Distributed Multi-worker TensorFlow Training on Kubernetes - Job not running

Getting the following output:
student_03_58a0e401dcfa@cloudshell:~/lab-files (qwiklabs-gcp-00-eba962a0a3b0)$ kubectl get pods
NAME READY STATUS RESTARTS AGE
multi-worker-worker-0 0/1 ImagePullBackOff 0 37m
multi-worker-worker-1 0/1 ImagePullBackOff 0 37m
multi-worker-worker-2 0/1 ImagePullBackOff 0 37m

After running kubectl get pods
So I couldn’t get the job running. here is my output for tfjob.yaml
apiVersion: kubeflow.org/v1

kind: TFJob

metadata: # kpt-merge: /multi-worker

name: multi-worker

spec:

cleanPodPolicy: None

tfReplicaSpecs:

Worker:

  replicas: 3

  template:

    spec:

      containers:

        - name: tensorflow

          image: gcr.io/qwiklabs-gcp-00-eba962a0a3b0/mnist-train

          args:

            - --epochs=5

            - --steps_per_epoch=100

            - --per_worker_batch=64

            - --saved_model_path=gs://qwiklabs-gcp-00-eba962a0a3b0-bucket/saved_model_dir

            - --checkpoint_path=gs://qwiklabs-gcp-00-eba962a0a3b0-bucket/checkpoints

Issue is still there.please check.

Hi! Thank you for reporting. Will check this now and update you asap.

Hi! Unfortunately I can’t replicate the issue. The pods are created without issues.

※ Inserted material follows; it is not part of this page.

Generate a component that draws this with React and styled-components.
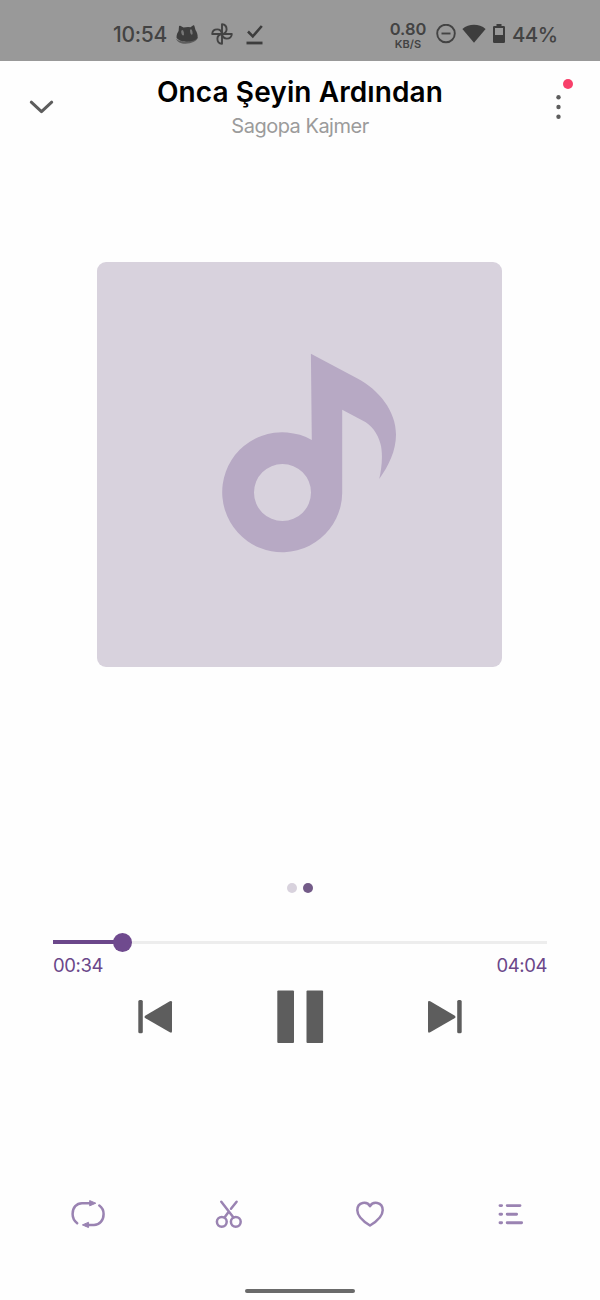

When you do the lab, can you do a cat tfjob.yaml in the Cloud Shell and confirm that you see the same output that you expect (i.e. with the image and args revised? Also make sure that you’ve pushed the image to the Cloud Registry. That is done earlier in the lab with these commands:

IMAGE_NAME=mnist-train
docker build -t gcr.io/${PROJECT_ID}/${IMAGE_NAME} .
docker push gcr.io/${PROJECT_ID}/${IMAGE_NAME}

If successful, you should see the image when you paste the url in your browser on a separate window (e.g. gcr.io/qwiklabs-gcp-00-eba962a0a3b0/mnist-train). If you get a permission error, make sure you’re logged in as the Qwiklabs student account (just click on the icon on the upper right and make sure it’s pointed to the <id>@qwiklabs.net email that’s provided at the start of the lab.) . If the image is not found, please try pushing it again.

Hope this helps!

Did you find a solution? I’m facing the same issue. Thanks

I’m facing the same issue.